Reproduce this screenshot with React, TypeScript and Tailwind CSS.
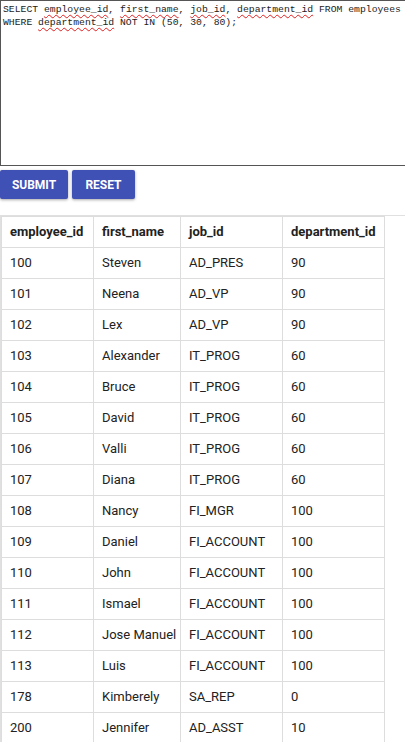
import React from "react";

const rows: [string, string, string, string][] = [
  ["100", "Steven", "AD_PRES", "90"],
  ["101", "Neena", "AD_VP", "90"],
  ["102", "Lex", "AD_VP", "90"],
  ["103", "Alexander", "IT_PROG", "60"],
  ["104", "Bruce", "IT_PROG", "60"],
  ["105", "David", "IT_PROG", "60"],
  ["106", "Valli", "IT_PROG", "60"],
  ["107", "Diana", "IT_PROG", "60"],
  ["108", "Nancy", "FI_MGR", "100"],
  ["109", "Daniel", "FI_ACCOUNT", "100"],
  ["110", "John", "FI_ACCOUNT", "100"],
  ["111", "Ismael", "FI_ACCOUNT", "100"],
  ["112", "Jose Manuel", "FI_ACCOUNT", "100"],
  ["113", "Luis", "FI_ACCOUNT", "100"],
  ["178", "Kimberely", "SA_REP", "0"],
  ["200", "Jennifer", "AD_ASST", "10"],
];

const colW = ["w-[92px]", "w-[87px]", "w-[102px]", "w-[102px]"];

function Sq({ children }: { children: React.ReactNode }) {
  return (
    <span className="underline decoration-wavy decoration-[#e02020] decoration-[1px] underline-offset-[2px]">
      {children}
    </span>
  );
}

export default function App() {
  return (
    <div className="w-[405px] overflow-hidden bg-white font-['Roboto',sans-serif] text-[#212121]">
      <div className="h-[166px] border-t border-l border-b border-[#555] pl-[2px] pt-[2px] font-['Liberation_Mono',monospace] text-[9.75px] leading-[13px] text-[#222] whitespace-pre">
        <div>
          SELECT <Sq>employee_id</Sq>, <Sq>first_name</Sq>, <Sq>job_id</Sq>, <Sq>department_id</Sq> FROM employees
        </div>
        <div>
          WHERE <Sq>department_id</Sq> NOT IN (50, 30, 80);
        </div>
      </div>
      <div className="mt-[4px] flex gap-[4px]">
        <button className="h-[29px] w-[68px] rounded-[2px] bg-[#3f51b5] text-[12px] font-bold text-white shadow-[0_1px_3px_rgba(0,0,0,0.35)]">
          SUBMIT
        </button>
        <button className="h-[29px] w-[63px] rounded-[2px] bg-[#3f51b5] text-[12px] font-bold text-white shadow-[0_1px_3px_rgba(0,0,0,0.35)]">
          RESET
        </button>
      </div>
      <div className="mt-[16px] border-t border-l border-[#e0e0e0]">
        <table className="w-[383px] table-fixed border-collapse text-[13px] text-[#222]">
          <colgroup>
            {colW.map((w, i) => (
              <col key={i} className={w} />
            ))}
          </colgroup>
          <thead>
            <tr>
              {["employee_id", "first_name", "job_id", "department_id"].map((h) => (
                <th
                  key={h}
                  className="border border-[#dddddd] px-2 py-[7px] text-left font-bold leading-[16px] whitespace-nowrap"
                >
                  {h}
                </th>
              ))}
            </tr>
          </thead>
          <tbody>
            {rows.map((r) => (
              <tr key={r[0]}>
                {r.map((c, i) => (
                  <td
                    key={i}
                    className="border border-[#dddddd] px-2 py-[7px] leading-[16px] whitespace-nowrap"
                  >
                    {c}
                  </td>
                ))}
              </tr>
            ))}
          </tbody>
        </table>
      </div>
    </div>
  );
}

» Work to complete: Your answer should be one number: how many lines of the listing include the word "React".

» Result of the exercise: 3